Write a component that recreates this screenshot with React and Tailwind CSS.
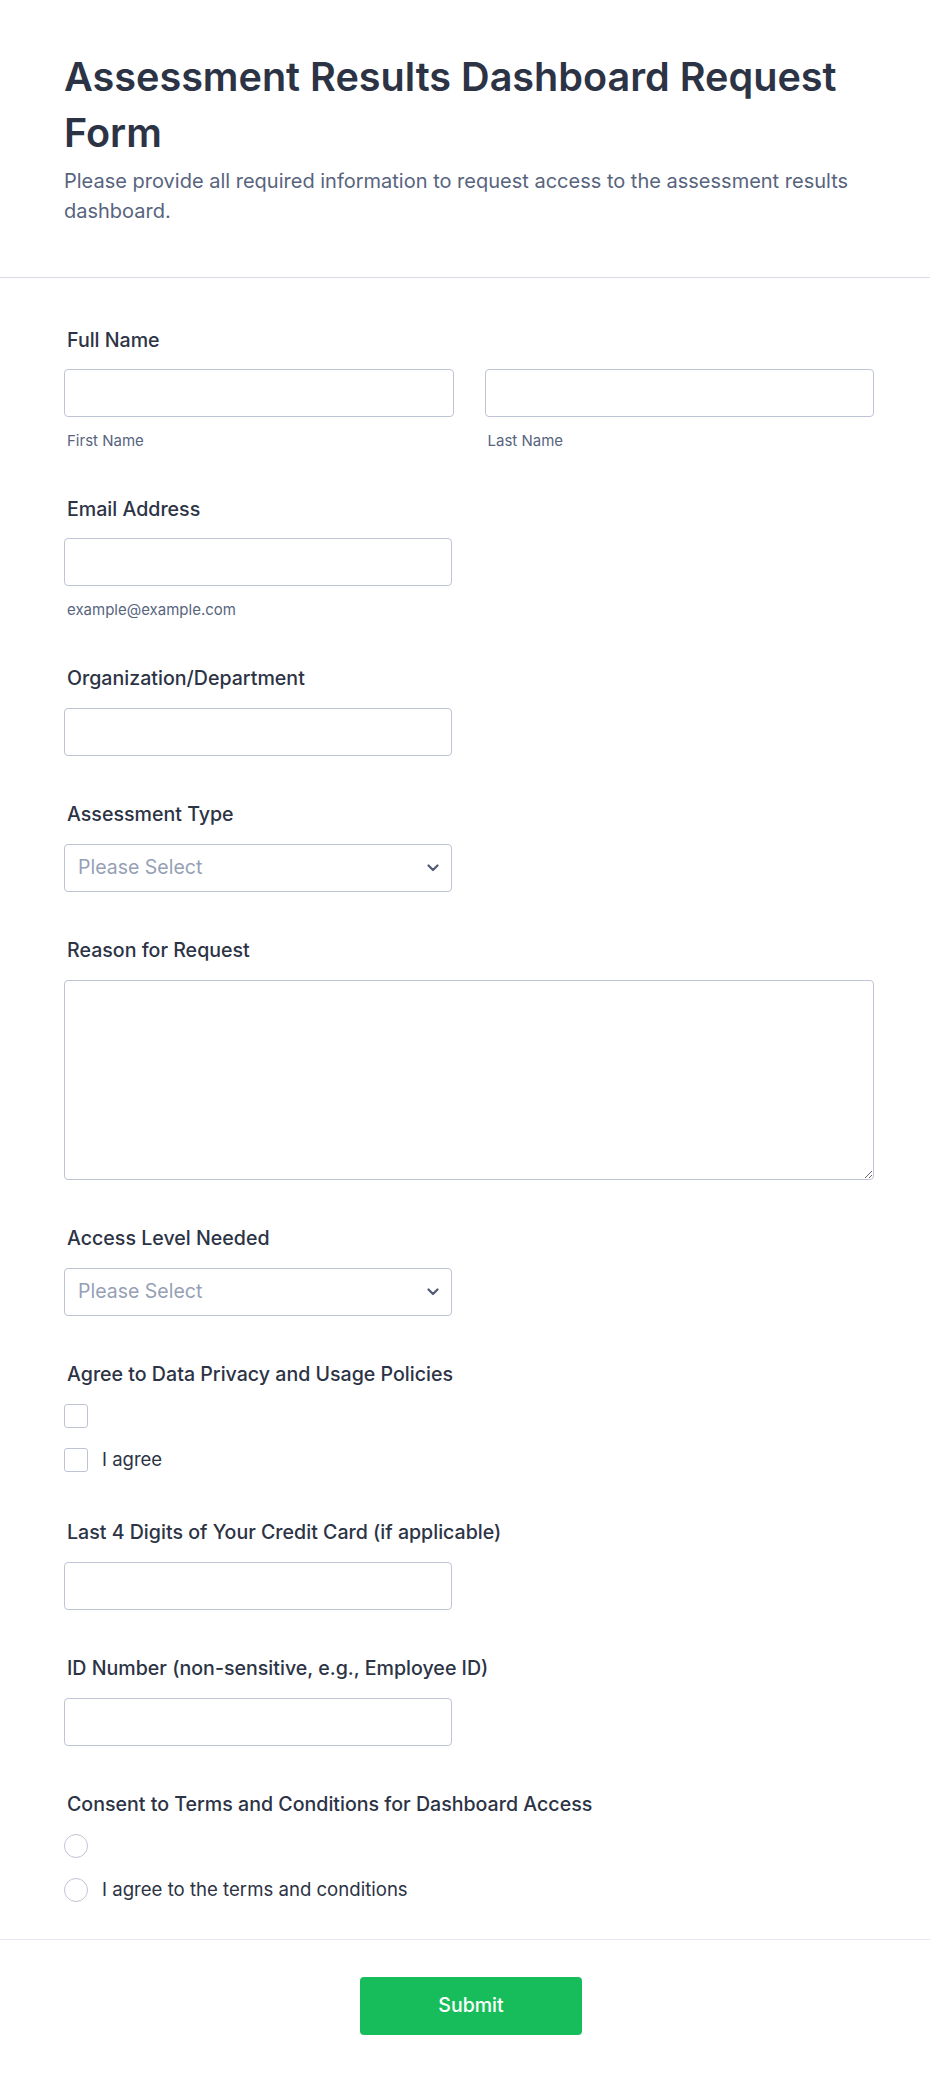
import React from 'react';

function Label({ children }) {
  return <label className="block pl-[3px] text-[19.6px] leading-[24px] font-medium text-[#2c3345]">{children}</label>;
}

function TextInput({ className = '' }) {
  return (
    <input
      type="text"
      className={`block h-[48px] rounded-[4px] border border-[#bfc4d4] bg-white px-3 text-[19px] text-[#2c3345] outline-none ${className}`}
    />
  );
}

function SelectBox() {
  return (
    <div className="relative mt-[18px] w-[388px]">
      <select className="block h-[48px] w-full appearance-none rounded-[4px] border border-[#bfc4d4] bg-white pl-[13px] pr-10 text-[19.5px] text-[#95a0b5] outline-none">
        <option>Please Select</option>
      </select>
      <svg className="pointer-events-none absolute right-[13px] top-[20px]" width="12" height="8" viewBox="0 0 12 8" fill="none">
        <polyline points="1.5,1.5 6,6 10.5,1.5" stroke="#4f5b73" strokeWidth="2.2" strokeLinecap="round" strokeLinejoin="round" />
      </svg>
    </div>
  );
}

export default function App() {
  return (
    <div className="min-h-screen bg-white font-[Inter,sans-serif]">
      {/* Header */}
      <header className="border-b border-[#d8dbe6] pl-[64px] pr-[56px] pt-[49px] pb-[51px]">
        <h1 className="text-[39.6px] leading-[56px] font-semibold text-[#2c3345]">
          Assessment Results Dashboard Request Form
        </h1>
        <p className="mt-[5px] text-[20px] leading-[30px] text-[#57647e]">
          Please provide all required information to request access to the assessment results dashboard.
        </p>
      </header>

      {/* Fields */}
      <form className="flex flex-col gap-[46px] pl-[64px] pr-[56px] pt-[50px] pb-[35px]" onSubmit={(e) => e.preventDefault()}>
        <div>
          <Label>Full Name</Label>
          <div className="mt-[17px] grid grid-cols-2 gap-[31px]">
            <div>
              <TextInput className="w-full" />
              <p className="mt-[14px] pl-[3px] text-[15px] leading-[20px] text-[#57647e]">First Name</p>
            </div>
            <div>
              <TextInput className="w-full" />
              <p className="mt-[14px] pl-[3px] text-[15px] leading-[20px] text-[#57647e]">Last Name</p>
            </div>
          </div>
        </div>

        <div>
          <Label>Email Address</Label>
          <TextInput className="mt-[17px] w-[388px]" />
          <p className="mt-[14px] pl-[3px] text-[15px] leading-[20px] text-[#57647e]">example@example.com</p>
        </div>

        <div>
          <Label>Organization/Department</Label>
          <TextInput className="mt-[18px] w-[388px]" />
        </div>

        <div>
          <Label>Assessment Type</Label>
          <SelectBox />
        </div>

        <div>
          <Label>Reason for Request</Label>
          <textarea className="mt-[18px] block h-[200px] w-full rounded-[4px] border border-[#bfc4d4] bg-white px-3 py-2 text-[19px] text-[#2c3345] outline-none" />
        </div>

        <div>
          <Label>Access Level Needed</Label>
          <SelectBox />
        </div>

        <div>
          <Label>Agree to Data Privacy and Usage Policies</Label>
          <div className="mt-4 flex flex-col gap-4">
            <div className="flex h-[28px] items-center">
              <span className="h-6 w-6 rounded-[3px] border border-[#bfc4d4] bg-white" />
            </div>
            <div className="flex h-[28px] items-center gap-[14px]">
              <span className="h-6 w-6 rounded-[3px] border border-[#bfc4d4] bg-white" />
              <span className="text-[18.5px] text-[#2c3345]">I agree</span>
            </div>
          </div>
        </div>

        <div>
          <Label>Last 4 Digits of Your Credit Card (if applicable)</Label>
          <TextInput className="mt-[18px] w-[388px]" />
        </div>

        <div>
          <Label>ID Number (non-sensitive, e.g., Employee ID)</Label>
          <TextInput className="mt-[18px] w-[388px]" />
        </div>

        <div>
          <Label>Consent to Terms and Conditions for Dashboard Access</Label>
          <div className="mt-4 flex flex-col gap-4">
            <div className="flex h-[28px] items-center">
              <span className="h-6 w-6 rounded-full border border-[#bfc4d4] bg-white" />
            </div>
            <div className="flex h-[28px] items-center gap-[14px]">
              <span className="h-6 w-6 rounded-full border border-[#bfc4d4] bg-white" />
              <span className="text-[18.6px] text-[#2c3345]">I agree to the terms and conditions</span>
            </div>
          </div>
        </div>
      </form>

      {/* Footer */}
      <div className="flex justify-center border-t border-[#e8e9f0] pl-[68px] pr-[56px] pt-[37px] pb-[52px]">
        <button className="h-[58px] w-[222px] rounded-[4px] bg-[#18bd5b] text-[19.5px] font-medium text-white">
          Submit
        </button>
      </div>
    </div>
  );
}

--

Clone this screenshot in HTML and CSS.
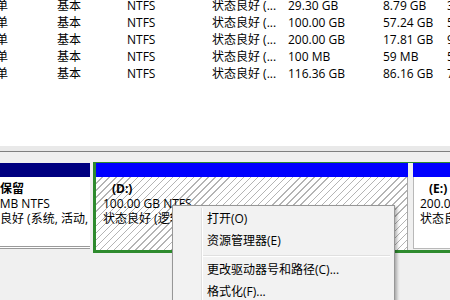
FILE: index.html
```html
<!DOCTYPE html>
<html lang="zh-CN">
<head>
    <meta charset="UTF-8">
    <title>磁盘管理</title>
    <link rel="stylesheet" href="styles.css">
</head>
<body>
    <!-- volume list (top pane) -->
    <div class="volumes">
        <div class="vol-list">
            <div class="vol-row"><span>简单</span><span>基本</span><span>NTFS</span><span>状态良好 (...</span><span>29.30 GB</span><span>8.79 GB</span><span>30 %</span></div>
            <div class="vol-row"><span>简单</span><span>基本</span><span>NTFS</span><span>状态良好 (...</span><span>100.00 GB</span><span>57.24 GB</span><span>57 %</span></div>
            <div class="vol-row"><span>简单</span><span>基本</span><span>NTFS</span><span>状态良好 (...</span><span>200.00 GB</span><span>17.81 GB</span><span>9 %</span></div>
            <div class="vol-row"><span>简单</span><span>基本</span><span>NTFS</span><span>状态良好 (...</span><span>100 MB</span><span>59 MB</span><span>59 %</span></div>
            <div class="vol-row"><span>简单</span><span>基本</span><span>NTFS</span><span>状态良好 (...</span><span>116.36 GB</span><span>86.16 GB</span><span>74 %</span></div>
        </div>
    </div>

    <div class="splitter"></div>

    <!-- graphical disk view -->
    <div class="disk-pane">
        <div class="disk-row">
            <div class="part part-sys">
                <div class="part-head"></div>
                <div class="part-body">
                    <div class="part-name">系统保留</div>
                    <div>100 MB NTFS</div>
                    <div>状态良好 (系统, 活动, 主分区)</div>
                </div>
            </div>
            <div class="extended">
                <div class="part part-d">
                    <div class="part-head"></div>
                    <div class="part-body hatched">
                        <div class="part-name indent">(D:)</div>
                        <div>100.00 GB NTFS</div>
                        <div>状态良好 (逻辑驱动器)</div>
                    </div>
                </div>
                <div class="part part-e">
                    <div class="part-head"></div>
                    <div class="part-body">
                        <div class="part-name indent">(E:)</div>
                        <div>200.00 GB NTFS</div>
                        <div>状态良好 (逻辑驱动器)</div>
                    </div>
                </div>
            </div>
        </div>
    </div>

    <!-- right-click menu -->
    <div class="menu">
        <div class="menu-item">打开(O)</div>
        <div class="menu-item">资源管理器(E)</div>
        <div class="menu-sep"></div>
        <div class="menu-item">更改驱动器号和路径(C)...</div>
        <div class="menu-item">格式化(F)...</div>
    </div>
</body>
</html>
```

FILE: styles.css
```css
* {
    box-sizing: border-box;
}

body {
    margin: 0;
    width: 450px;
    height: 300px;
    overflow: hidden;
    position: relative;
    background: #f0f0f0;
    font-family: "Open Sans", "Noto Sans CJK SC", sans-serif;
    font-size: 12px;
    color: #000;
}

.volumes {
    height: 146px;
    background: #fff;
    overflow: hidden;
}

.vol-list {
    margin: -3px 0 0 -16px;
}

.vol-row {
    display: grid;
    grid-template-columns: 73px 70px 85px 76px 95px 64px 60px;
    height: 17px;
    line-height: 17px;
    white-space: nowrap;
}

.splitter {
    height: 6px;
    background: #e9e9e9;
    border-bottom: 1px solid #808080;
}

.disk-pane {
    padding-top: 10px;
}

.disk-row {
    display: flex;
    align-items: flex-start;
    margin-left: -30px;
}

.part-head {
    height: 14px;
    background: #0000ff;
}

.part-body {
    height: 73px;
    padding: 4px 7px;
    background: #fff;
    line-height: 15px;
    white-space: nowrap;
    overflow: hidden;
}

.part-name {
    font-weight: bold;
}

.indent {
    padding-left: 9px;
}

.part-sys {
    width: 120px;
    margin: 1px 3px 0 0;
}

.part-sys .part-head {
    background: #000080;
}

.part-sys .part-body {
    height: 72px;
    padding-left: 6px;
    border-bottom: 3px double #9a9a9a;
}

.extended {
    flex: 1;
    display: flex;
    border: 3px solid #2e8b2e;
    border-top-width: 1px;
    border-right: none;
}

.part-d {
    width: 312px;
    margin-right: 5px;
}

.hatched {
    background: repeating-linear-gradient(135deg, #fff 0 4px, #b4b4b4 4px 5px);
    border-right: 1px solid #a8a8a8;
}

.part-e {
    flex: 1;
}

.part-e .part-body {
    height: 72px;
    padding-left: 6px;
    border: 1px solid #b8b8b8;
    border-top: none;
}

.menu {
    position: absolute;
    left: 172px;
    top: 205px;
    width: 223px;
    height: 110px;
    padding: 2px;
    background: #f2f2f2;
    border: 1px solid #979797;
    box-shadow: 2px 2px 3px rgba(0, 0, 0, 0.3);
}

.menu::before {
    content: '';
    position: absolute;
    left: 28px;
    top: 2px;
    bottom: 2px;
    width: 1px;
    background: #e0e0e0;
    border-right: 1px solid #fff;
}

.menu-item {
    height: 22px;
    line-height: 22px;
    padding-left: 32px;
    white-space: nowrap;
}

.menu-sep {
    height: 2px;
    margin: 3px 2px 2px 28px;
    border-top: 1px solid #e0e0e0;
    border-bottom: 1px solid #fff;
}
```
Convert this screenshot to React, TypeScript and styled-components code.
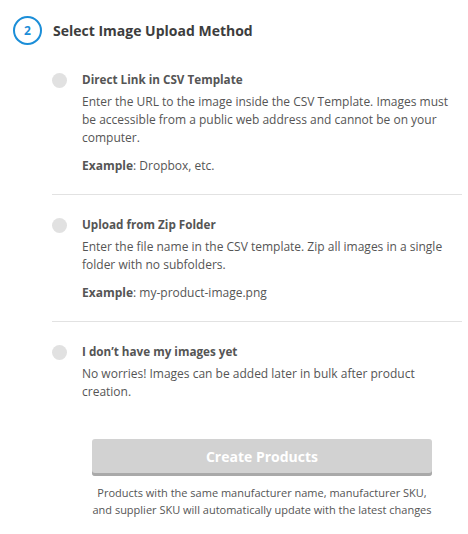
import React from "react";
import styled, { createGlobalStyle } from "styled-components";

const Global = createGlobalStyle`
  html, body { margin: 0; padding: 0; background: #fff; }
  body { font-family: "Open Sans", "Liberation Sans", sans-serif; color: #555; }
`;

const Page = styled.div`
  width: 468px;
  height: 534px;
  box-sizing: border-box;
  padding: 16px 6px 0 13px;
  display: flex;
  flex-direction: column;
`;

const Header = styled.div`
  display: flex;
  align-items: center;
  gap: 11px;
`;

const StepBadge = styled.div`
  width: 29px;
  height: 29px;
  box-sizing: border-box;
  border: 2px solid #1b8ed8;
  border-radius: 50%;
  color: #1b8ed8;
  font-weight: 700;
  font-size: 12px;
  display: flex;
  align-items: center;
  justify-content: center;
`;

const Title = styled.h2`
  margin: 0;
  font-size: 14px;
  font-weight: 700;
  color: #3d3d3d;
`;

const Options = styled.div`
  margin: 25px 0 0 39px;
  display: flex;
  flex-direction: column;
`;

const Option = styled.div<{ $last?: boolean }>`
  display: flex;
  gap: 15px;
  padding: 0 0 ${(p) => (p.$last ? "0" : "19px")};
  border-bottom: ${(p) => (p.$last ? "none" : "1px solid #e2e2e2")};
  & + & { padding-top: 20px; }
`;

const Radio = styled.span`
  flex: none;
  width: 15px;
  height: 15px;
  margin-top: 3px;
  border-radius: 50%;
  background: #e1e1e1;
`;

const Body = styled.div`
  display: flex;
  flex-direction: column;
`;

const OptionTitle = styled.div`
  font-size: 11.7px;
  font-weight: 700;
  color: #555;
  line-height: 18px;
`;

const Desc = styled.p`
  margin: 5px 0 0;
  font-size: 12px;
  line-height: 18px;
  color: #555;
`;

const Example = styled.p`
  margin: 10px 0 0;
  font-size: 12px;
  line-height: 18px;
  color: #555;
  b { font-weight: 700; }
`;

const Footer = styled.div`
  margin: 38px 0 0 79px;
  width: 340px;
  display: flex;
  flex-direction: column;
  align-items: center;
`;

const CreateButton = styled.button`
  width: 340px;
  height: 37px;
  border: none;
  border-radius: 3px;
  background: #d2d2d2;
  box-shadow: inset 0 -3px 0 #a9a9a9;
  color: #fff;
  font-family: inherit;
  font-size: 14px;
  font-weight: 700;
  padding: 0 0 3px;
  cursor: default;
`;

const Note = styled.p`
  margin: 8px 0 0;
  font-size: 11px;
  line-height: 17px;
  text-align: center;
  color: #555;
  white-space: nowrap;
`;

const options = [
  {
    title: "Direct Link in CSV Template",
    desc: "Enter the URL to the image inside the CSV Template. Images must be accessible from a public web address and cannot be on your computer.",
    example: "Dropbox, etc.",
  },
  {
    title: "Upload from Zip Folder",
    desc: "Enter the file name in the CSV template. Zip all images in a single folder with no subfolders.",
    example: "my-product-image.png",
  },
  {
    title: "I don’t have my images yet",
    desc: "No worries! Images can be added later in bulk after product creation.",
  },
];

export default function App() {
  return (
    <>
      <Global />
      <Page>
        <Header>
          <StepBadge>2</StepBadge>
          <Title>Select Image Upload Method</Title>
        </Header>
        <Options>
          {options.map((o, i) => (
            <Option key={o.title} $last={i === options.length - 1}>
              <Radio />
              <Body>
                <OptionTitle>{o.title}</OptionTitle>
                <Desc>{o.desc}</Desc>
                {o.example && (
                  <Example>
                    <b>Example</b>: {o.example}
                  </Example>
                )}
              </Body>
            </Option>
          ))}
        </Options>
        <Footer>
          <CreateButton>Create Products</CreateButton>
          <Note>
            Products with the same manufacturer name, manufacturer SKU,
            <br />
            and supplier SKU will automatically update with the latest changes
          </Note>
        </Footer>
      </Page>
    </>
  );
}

What to do:
Scan the material and collect every line that contains "screenshot".

Output below:
Write a component that recreates this screenshot with React and Tailwind CSS.
Clone this screenshot in HTML and CSS.
Convert this screenshot to React, TypeScript and styled-components code.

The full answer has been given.